Strange is, that there are only these two signals available for
application use.

Well you said 'same process'. I don't know, do you think it would be
possible spawning a new process and use IPC? Sounds very expensive.
Aug 19 2007
parent Juan Jose Comellas <jcomellas gmail.com> writes:
I don't know if it's a showstopper with D because I really haven't tried it,
but it was a showstopper for me. There is a way to remap the signals used
by the JVM but it was very cumbersome and it still presented problems
because the signals generated by the JVM kept interrupting system calls and
I had to patch a lot of code that did not belong to me to make everything
work (I was embedding the JVM in an Asterisk module).

I finally moved the JVM out of the process and communicated with it via a
socket. This change solved all my problems and made the system much easier
to debug. It did introduce more latency but it was acceptable for what I
needed to do.

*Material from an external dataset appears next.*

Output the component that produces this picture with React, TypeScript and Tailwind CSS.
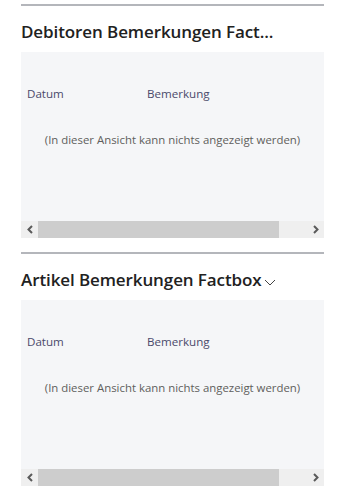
import React from 'react';

const ArrowLeft = () => (
  <svg width="8" height="9" viewBox="0 0 8 9" fill="none">
    <path d="M6 1 L2.5 4.5 L6 8" stroke="#5a5a5a" strokeWidth="2" />
  </svg>
);

const ArrowRight = () => (
  <svg width="8" height="9" viewBox="0 0 8 9" fill="none">
    <path d="M2 1 L5.5 4.5 L2 8" stroke="#5a5a5a" strokeWidth="2" />
  </svg>
);

const Chevron = () => (
  <svg width="12" height="7" viewBox="0 0 12 7" fill="none" className="ml-[2px] mt-[11px]">
    <path d="M1 1 L6 6 L11 1" stroke="#444" strokeWidth="1" />
  </svg>
);

interface FactboxProps {
  title: string;
  showChevron?: boolean;
}

const Factbox: React.FC<FactboxProps> = ({ title, showChevron }) => {
  return (
    <div className="border-t-2 border-[#b4b6bb]">
      {/* Title */}
      <div className="h-[46px] pt-[14px] flex items-start">
        <span className="text-[17px] leading-[24px] font-semibold text-[#212121] whitespace-nowrap tracking-[-0.1px]">
          {title}
        </span>
        {showChevron && <Chevron />}
      </div>

      {/* Panel */}
      <div className="h-[186px] bg-[#f5f6f8] flex flex-col">
        <div className="pt-[34px] flex text-[11.6px] leading-[16px] text-[#4b4a6b]">
          <span className="pl-[6px] w-[126px]">Datum</span>
          <span>Bemerkung</span>
        </div>
        <div className="mt-[30px] text-center text-[11.4px] leading-[16px] text-[#605e5c]">
          (In dieser Ansicht kann nichts angezeigt werden)
        </div>

        {/* Scrollbar */}
        <div className="mt-auto h-[17px] flex bg-[#efefef]">
          <div className="w-[17px] flex items-center justify-center">
            <ArrowLeft />
          </div>
          <div className="w-[241px] bg-[#cdcdcd]" />
          <div className="flex-1" />
          <div className="w-[17px] flex items-center justify-center">
            <ArrowRight />
          </div>
        </div>
      </div>
    </div>
  );
};

export default function App() {
  return (
    <div
      className="w-[340px] h-[493px] bg-white pt-[4px] overflow-hidden"
      style={{ fontFamily: '"Open Sans", "Noto Sans", sans-serif' }}
    >
      <div className="ml-[21px] w-[303px] flex flex-col gap-[14px]">
        <Factbox title="Debitoren Bemerkungen Fact..." />
        <Factbox title="Artikel Bemerkungen Factbox" showChevron />
      </div>
    </div>
  );
}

Besides avoiding the difficult task of analyzing crashes
where the Java code was part of the call stack, I also could forget about
dealing with all the JVM/JNI quirks (e.g. if you load the same dynamic
library from your C code and from the Java code at the same time all hell
breaks loose, etc.)

To sum it up, I'd really think twice before embedding the JVM inside another
process again.


Frank Benoit wrote:

 Is this a show stopper for Java/D bridges on linux?
 
 Strange is, that there are only these two signals available for
 application use.
 
 Well you said 'same process'. I don't know, do you think it would be
 possible spawning a new process and use IPC? Sounds very expensive.